DUDMap: 3D RGB-D mapping for dense, unstructured, and dynamic environment

Hastürk Ö., Erkmen A. M.

International Journal of Advanced Robotic Systems, vol.18, no.3, 2021 (SCI-Expanded) identifier identifier

  • Publication Type: Article / Article
  • Volume: 18 Issue: 3
  • Publication Date: 2021
  • Doi Number: 10.1177/17298814211016178
  • Journal Name: International Journal of Advanced Robotic Systems
  • Journal Indexes: Science Citation Index Expanded (SCI-EXPANDED), Scopus, Applied Science & Technology Source, Communication Abstracts, Compendex, INSPEC, Directory of Open Access Journals
  • Keywords: Dynamic mapping, visual SLAM, localization, 3D reconstruction, TRACKING, SLAM, RECONSTRUCTION, SCALE
  • Middle East Technical University Affiliated: Yes


© The Author(s) 2021.Simultaneous localization and mapping (SLAM) problem has been extensively studied by researchers in the field of robotics, however, conventional approaches in mapping assume a static environment. The static assumption is valid only in a small region, and it limits the application of visual SLAM in dynamic environments.
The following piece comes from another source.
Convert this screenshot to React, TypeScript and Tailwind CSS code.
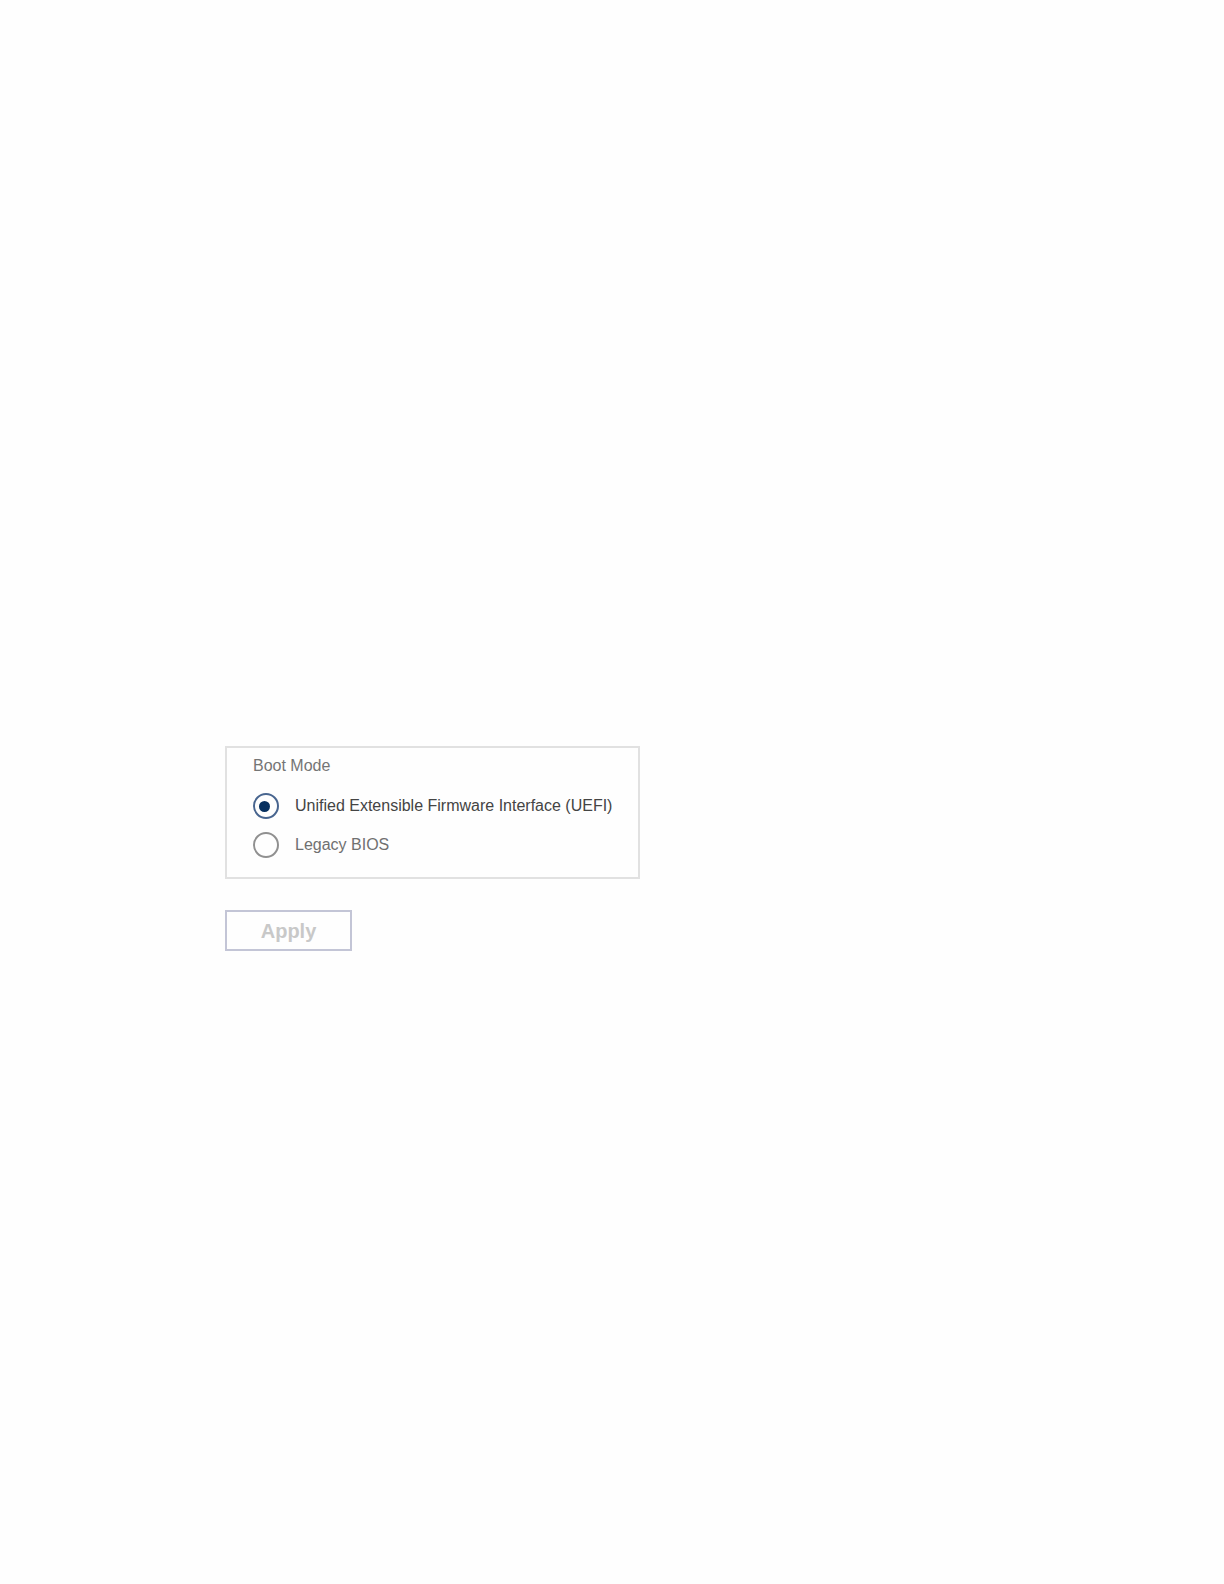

The recently proposed state-of-the-art SLAM solutions for dynamic environments use different semantic segmentation methods such as mask R-CNN and SegNet; however, these frameworks are based on a sparse mapping framework (ORBSLAM). In addition, segmentation process increases the computational power, which makes these SLAM algorithms unsuitable for real-time mapping. Therefore, there is no effective dense RGB-D SLAM method for real-world unstructured and dynamic environments. In this study, we propose a novel real-time dense SLAM method for dynamic environments, where 3D reconstruction error is manipulated for identification of static and dynamic classes having generalized Gaussian distribution. Our proposed approach requires neither explicit object tracking nor object classifier, which makes it robust to any type of moving object and suitable for real-time mapping. Our method eliminates the repeated views and uses consistent data that enhance the performance of volumetric fusion. For completeness, we compare our proposed method using different types of high dynamic dataset, which are publicly available, to demonstrate the versatility and robustness of our approach. Experiments show that its tracking performance is better than other dense and dynamic SLAM approaches.